É você sair de casa de manhã e ver famílias inteiras consumindo lixo e dormindo ao relento, e ver todo dia o povo ser morto na favela, e as pessoas tem que fingir que não estão vendo, mas isso destrói todos nós, não é possível viver numa sociedade como esta sem ser destruído também porque as pessoas não existem boiando no nada, o ser humano existe enquanto partícipe de uma comunidade e é isso, de mais básico, que está em questão.
Mesmo para aqueles que não se dizem anarquistas, nunca se disseram, não defendem esta posição, esta é uma verdade concreta do momento histórico que vivemos por isso o anarquismo encontra condições para se desenvolver hoje, por isso temos tantos ouvidos atentos.
Tomar as ruas em protestos com milhões de pessoas parece não ter sido suficiente para grandes mudanças. Como espera que as manifestações se desenvolvam daqui para a frente ?
A transformação de uma sociedade não se faz só com manifestação de rua, se faz com participação política real na base, com educação popular, com a construção de territórios autônomos. Mas é também verdade que as manifestações de rua cumpriram um papel fundamental desde o ano passado.
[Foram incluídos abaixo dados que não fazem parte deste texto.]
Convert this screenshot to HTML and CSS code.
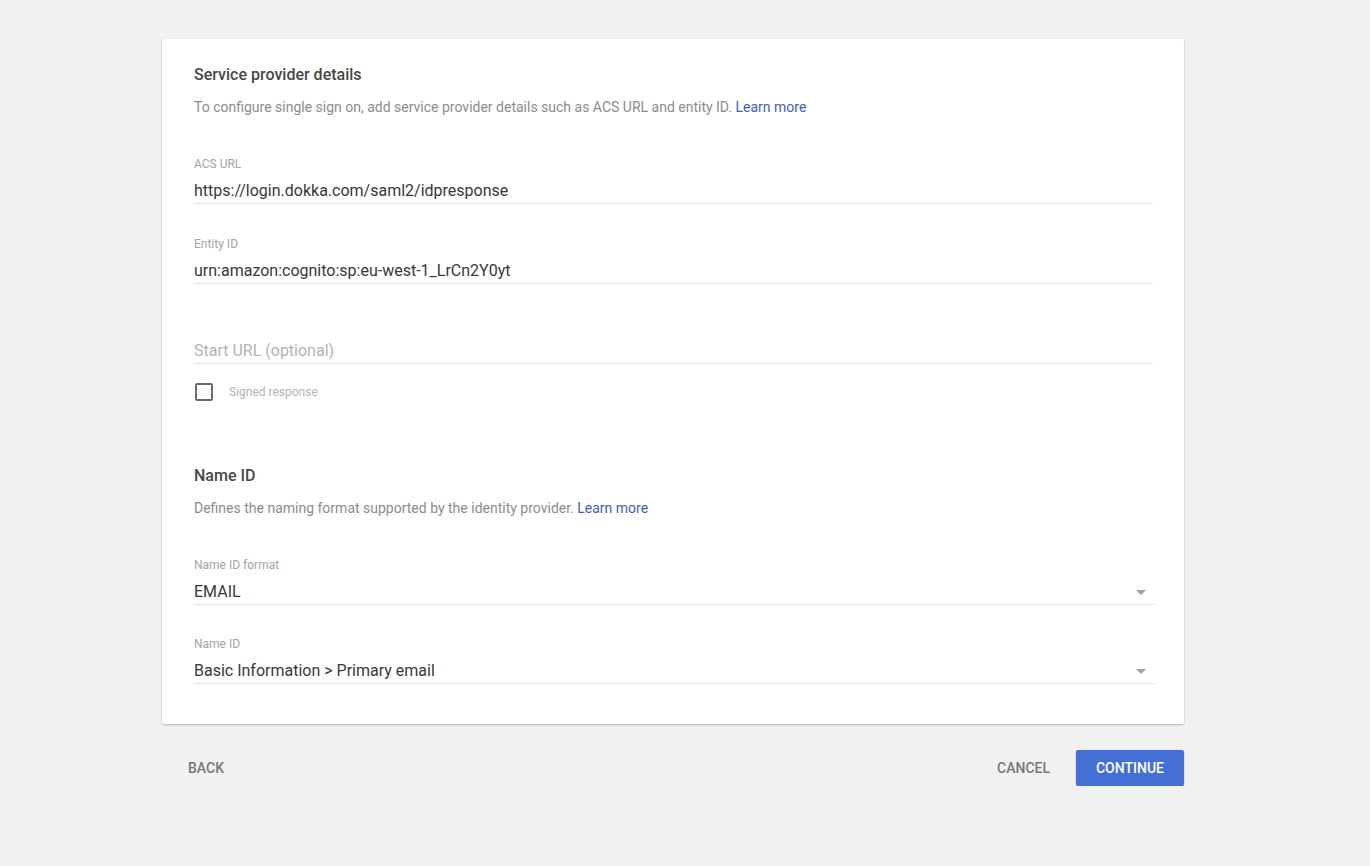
FILE: index.html
```html
<!DOCTYPE html>
<html>
<head>
<meta charset="utf-8">
<link rel="stylesheet" href="styles.css">
</head>
<body>
<div class="page">
  <div class="card">
    <div class="section-title">Service provider details</div>
    <div class="section-desc">To configure single sign on, add service provider details such as ACS URL and entity ID. <a class="link">Learn more</a></div>

    <div class="field first">
      <div class="label">ACS URL</div>
      <div class="value">https://login.dokka.com/saml2/idpresponse</div>
    </div>
    <div class="field">
      <div class="label">Entity ID</div>
      <div class="value">urn:amazon:cognito:sp:eu-west-1_LrCn2Y0yt</div>
    </div>
    <div class="field">
      <div class="label"></div>
      <div class="value placeholder">Start URL (optional)</div>
    </div>
    <div class="check-row">
      <span class="checkbox"></span>
      <span class="check-label">Signed response</span>
    </div>

    <div class="section-title second">Name ID</div>
    <div class="section-desc">Defines the naming format supported by the identity provider. <a class="link">Learn more</a></div>

    <div class="field first select">
      <div class="label">Name ID format</div>
      <div class="value">EMAIL<span class="arrow"></span></div>
    </div>
    <div class="field select tight">
      <div class="label">Name ID</div>
      <div class="value">Basic Information &gt; Primary email<span class="arrow"></span></div>
    </div>
  </div>

  <div class="actions">
    <button class="btn flat back">BACK</button>
    <div class="spacer"></div>
    <button class="btn flat">CANCEL</button>
    <button class="btn primary">CONTINUE</button>
  </div>
</div>
</body>
</html>
```
FILE: styles.css
```css
html, body {
  margin: 0;
  padding: 0;
  background: #f1f1f1;
  font-family: Roboto, "Liberation Sans", Arial, sans-serif;
}
.page {
  width: 1022px;
  margin-left: 162px;
  padding-top: 39px;
}
.card {
  background: #fff;
  border-radius: 2px;
  box-shadow: 0 1px 2px rgba(0,0,0,0.25), 0 0 1px rgba(0,0,0,0.08);
  padding: 26px 31px 40px 32px;
}
.section-title {
  font-size: 16px;
  line-height: 20px;
  font-weight: 500;
  color: #474747;
}
.section-title.second {
  margin-top: 64px;
}
.section-desc {
  margin-top: 12px;
  font-size: 14px;
  line-height: 20px;
  color: #8c8c8c;
}
.link {
  color: #3f5fb5;
  text-decoration: none;
}
.field {
  margin-top: 32px;
  border-bottom: 1px solid #e3e3e3;
}
.field.first {
  margin-top: 39px;
}
.field.tight {
  margin-top: 31px;
}
.label {
  font-size: 12px;
  line-height: 16px;
  height: 16px;
  color: #a3a3a3;
}
.value {
  margin-top: 7px;
  font-size: 16px;
  line-height: 24px;
  color: #383838;
  position: relative;
}
.value.placeholder {
  color: #b3b3b3;
}
.arrow {
  position: absolute;
  right: 9px;
  top: 10px;
  width: 0;
  height: 0;
  border-left: 5px solid transparent;
  border-right: 5px solid transparent;
  border-top: 5px solid #a0a0a0;
}
.select {
  margin-right: -2px;
}
.check-row {
  margin-top: 18px;
  display: flex;
  align-items: center;
  height: 20px;
}
.checkbox {
  width: 14px;
  height: 14px;
  border: 2px solid #6b6b6b;
  border-radius: 2px;
  margin-left: 1px;
}
.check-label {
  margin-left: 16px;
  font-size: 12px;
  color: #b3b3b3;
}
.actions {
  display: flex;
  align-items: center;
  margin-top: 26px;
}
.spacer {
  flex: 1;
}
.btn {
  font-family: Roboto, "Liberation Sans", Arial, sans-serif;
  font-size: 14px;
  font-weight: 500;
  height: 36px;
  border: none;
  border-radius: 2px;
  padding: 0 16px;
  background: transparent;
  cursor: pointer;
}
.btn.flat {
  color: #777;
}
.btn.back {
  margin-left: 10px;
}
.btn.primary {
  margin-left: 10px;
  width: 108px;
  padding: 0;
  background: #4470d6;
  color: #fff;
  box-shadow: 0 1px 2px rgba(0,0,0,0.25);
}
```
Eu sempre penso no ganho político destas experiências independente do que venha ocorrer daqui pra frente. Existe um ganho político para a nossa sociedade, um amadurecimento, um empoderamento, que não nos pode mais ser tirado. Este ganho inclusive não pode ser tirado por nenhuma criminalização, embora seja isso o que se tenta fazer neste momento.
Nós vivemos em uma sociedade que nunca viveu uma revolução popular, as mudanças que tivemos sempre foram “herdadas”, mantendo uma mesma oligarquia. O que houve no ano passado e o que ainda está havendo foi educativo, todo este processo que estamos vivendo, e é certo que estamos no olho do furacão, é histórico, nossa sociedade não é mais a mesma, apredemos muito e isso não pode mais ser tirado.
Nossos netos vão estudar a revolta do vinagre na escola, vão aprender o que foi a batalha da ALERJ, vão ler sobre este processo kafkaniano promovido para garantir megaeventos e o lucro de empresários.